By cutting the enemy columns or units into smaller groups and then encircling them with light and mobile forces, such as ski-troops during winter, a smaller force can overwhelm a much larger force. If the encircled enemy unit was too strong, or if attacking it would have entailed an unacceptably high cost, e.g., because of a lack of heavy equipment, the motti was usually left to “stew” until it ran out of food, fuel, supplies, and ammunition and was weakened enough to be eliminated. Some of the larger mottis held out until the end of the war because they were resupplied by air. Being trapped, however, these units were not available for battle operations.

The largest motti battles in the Winter War occurred at the Battle of Suomussalmi. Three Finnish regiments enveloped and destroyed two Soviet divisions as well as a tank brigade trapped on a road.

More at Motti: Pocket

Comments on this entry are closed.

  • John Venlet June 7, 2021, 12:38 PM

    As my Finnish friend says, when we drive through the two tracks of Northern Michigan, and the U.P., this is motti land.

  • Richard Palmer June 7, 2021, 6:03 PM

    Armeniius used similar tactics to destroy three Roman legions at Teutoberger Forest in 9 AD (see “Quest for the Lost Roman Legions’ by Tony Clunn).

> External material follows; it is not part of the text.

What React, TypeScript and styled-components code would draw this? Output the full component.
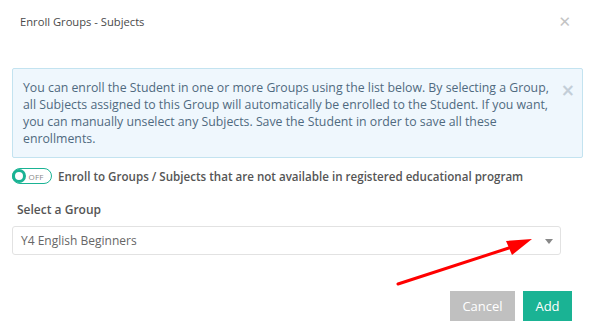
import styled, { createGlobalStyle } from 'styled-components'

const GlobalStyle = createGlobalStyle`
  html, body {
    margin: 0;
    padding: 0;
    background: #fff;
  }
  body {
    font-family: "Open Sans", "Liberation Sans", sans-serif;
    color: #555;
  }
`

const Modal = styled.div`
  position: relative;
  width: 595px;
  height: 336px;
  box-sizing: border-box;
`

const Header = styled.div`
  display: flex;
  align-items: flex-start;
  justify-content: space-between;
  height: 68px;
  box-sizing: border-box;
  padding: 13px 24px 0 20px;
`

const Title = styled.h4`
  margin: 0;
  font-size: 11.2px;
  line-height: 18px;
  font-weight: 500;
  color: #4a4a4a;
`

const CloseButton = styled.span<{ $color: string; $size: number; $weight?: number }>`
  font-size: ${p => p.$size}px;
  font-weight: ${p => p.$weight ?? 400};
  line-height: 18px;
  color: ${p => p.$color};
  cursor: pointer;
  font-family: "DejaVu Sans", sans-serif;
`

const Body = styled.div`
  padding: 0 12px;
`

const InfoBox = styled.div`
  position: relative;
  background: #eff7fd;
  border: 1px solid #c3e3f0;
  border-radius: 2px;
  padding: 10px 21px 10px 10px;
  font-size: 12.3px;
  line-height: 17px;
  color: #4f6a80;
`

const InfoClose = styled.div`
  position: absolute;
  top: 12px;
  right: 7px;
`

const ToggleRow = styled.div`
  display: flex;
  align-items: center;
  gap: 6px;
  margin-top: 10px;
`

const Toggle = styled.div`
  display: flex;
  align-items: center;
  width: 40px;
  height: 16px;
  box-sizing: border-box;
  border: 1.5px solid #1ab394;
  border-radius: 9px;
  background: #fff;
`

const Knob = styled.span`
  width: 14px;
  height: 14px;
  box-sizing: border-box;
  border: 3px solid #1ab394;
  border-radius: 50%;
  margin-left: -1.5px;
`

const ToggleText = styled.span`
  font-size: 8px;
  color: #888;
  margin-left: 3px;
  letter-spacing: 0.2px;
`

const Label = styled.label<{ $size?: number }>`
  font-size: ${p => p.$size ?? 12}px;
  font-weight: 600;
  color: #555;
`

const Field = styled.div`
  display: flex;
  flex-direction: column;
  gap: 8px;
  margin-top: 17px;
  margin-left: 5px;
`

const Select = styled.div`
  display: flex;
  align-items: center;
  justify-content: space-between;
  width: 549px;
  height: 29px;
  box-sizing: border-box;
  margin-left: -5px;
  padding: 0 7px 0 8px;
  border: 1px solid #e2e2e2;
  border-radius: 3px;
  font-size: 12px;
  color: #666;
`

const Caret = styled.span`
  width: 0;
  height: 0;
  border-left: 4.5px solid transparent;
  border-right: 4.5px solid transparent;
  border-top: 5px solid #888;
  margin-top: 1px;
`

const Footer = styled.div`
  display: flex;
  justify-content: flex-end;
  gap: 8px;
  margin-top: 36px;
  padding-right: 23px;
`

const Button = styled.button<{ $bg: string; $w: number }>`
  width: ${p => p.$w}px;
  height: 30px;
  border: none;
  border-radius: 0;
  background: ${p => p.$bg};
  color: #fff;
  font-family: "Open Sans", "Liberation Sans", sans-serif;
  font-size: 13px;
`

const Pointer = styled.svg`
  position: absolute;
  left: 395px;
  top: 232px;
`

export default function App() {
  return (
    <Modal>
      <GlobalStyle />
      <Header>
        <Title>Enroll Groups - Subjects</Title>
        <CloseButton $color="#c4c4c4" $size={15}>✕</CloseButton>
      </Header>
      <Body>
        <InfoBox>
          You can enroll the Student in one or more Groups using the list below. By selecting a Group,
          all Subjects assigned to this Group will automatically be enrolled to the Student. If you want,
          you can manually unselect any Subjects. Save the Student in order to save all these
          enrollments.
          <InfoClose>
            <CloseButton $color="#c3ced8" $size={17} $weight={700}>×</CloseButton>
          </InfoClose>
        </InfoBox>
        <ToggleRow>
          <Toggle>
            <Knob />
            <ToggleText>OFF</ToggleText>
          </Toggle>
          <Label $size={11.6}>Enroll to Groups / Subjects that are not available in registered educational program</Label>
        </ToggleRow>
        <Field>
          <Label>Select a Group</Label>
          <Select>
            <span>Y4 English Beginners</span>
            <Caret />
          </Select>
        </Field>
      </Body>
      <Footer>
        <Button $bg="#c0c0c0" $w={65}>Cancel</Button>
        <Button $bg="#1ab394" $w={49}>Add</Button>
      </Footer>
      <Pointer width="145" height="60" viewBox="0 0 145 60">
        <line x1="3" y1="52" x2="120" y2="14" stroke="#ff0000" strokeWidth="3" strokeLinecap="round" />
        <polygon points="137,7 111,9 117,23" fill="#ff0000" />
      </Pointer>
    </Modal>
  )
}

  • gwbnyc June 7, 2021, 6:10 PM

    Simon, the caretaker of our church when I was a boy was russian, spoke passable broken english. sometimes looked upon as a comical figure, sometimes razzed a bit by some of the boys.

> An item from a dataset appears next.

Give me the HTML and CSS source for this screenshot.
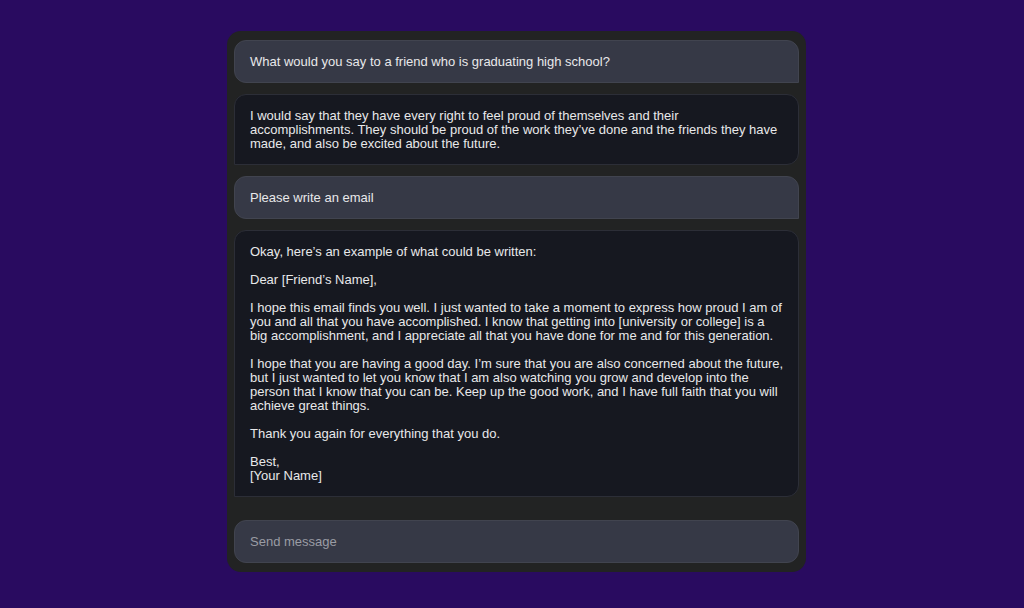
FILE: index.html
```html
<!DOCTYPE html>
<html>
<head>
    <title>Chat</title>
    <link rel="stylesheet" href="styles.css">
</head>
<body>
    <div class="chat">
        <div class="messages">
            <div class="msg user">What would you say to a friend who is graduating high school?</div>
            <div class="msg bot">I would say that they have every right to feel proud of themselves and their
accomplishments. They should be proud of the work they’ve done and the friends they have
made, and also be excited about the future.</div>
            <div class="msg user">Please write an email</div>
            <div class="msg bot">Okay, here’s an example of what could be written:

Dear [Friend’s Name],

I hope this email finds you well. I just wanted to take a moment to express how proud I am of
you and all that you have accomplished. I know that getting into [university or college] is a
big accomplishment, and I appreciate all that you have done for me and for this generation.

I hope that you are having a good day. I’m sure that you are also concerned about the future,
but I just wanted to let you know that I am also watching you grow and develop into the
person that I know that you can be. Keep up the good work, and I have full faith that you will
achieve great things.

Thank you again for everything that you do.

Best,
[Your Name]</div>
        </div>
        <input class="send" type="text" placeholder="Send message">
    </div>
</body>
</html>
```

FILE: styles.css
```css
body {
    margin: 0;
    padding: 0;
    background-color: #290b60;
    font-family: 'Liberation Sans', Arial, sans-serif;
    font-size: 13px;
    color: #e8e8ea;
}
.chat {
    width: 579px;
    margin: 31px 0 0 227px;
    padding: 9px 7px;
    box-sizing: border-box;
    background-color: #222323;
    border-radius: 14px;
    display: flex;
    flex-direction: column;
    gap: 23px;
}
.messages {
    display: flex;
    flex-direction: column;
    gap: 11px;
}
.msg {
    padding: 14px 15px 13px;
    line-height: 14px;
    white-space: pre;
}
.user {
    background-color: #363946;
    border: 1px solid #41444f;
    border-radius: 12px 12px 0 12px;
}
.bot {
    background-color: #161820;
    border: 1px solid #2c2e37;
    border-radius: 12px 12px 12px 0;
}
.send {
    display: block;
    height: 43px;
    padding: 0 15px;
    box-sizing: border-box;
    background-color: #363946;
    border: 1px solid #41444f;
    border-radius: 12px;
    font-family: inherit;
    font-size: 13px;
    color: #e8e8ea;
    outline: none;
}
.send::placeholder {
    color: #9a9ca4;
}
```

    anyway, our good reverend John Frieling after witnessing a mild razzing episode took us aside and gently told us Simon was captured by the Finns during the Winter War (with a hasty history thereof provided). he explained that rather than going back to Russia only to be killed, he somehow made it to the US, leaving his wife and family in Russia and never seeing or hearing of them again. I have no idea what the interim years contained or how long a period that was.

    later in my life I read that the thousands of repatriated russians were executed at the Finnish border often by pistol shot. the NKVD executioners wore leather butcher aprons and caps to protect them from the sheer amount of gore produced, going about it in shifts.

    and so Simon lived out his solitary life in a churchyard.

  • Casey Klahn June 7, 2021, 7:22 PM

    Double envelopment. I love it when we talk dirty like this.

    The Finnish wars with the Russians from 39-40 and on until the Finns kicked their own Nazi allies out in 45 are the kind of strategic study every thinking man ought to study. The use of ski troops and Ranger-style tactics by the Finns embarrassed the numerically superior Russians, whose preparation for war at that point in time, was abysmal.

    The Finns handled the Rooskies well enough that Gen Marshall was convinced that the US needed ski troops, and a couple years later there was my father, ass deep in snow at 10,000 ft in Colorado. That was the 10th Mountain Division, and the Finns are forever woven into their narrative.

    The best way to adopt a field shooting position, on snow, is to dive into the prone, splaying your skis out at a wide angle, and to rest your rifle on a rucksack. You can push the rucksack forward in the snow as you crawl forward. Bipods won’t work on snow – leave them off. The much-photographed image of ski troopers resting their rifles on crossed ski poles and firing from the standing is more Hollywood than practical. It only suppresses the enemy because you can’t hit anything that way! No, you don’t fire tommy guns while schussing down the slopes like bucking James Fond. An actual serious rifleman will practice shooting on snow because just adopting the firing position is much, much harder than on grass or dirt.

    One last note. I discovered when I went to Finland that they don’t have mountains. I’ll be damned – the Norwegians and Swedes have them, but Finland is forests and lakes and rolling hills. Good to read a map.

  • Cris June 7, 2021, 8:12 PM

    ‘A Frozen Hell’ by William Trotter is a great introduction to the Winter War.

  • Grizzly June 7, 2021, 8:58 PM

    The anecdote (perhaps apocryphal) passed down to me regarding the Winter War, one which captures the Finnish spirit, is this: Two Finnish soldiers are viewing a much larger Russian position from a distance. One of them says, “God, so many Russians!” The other one replies, “Yes, I know what you mean. I don’t know where we are going to bury them all.”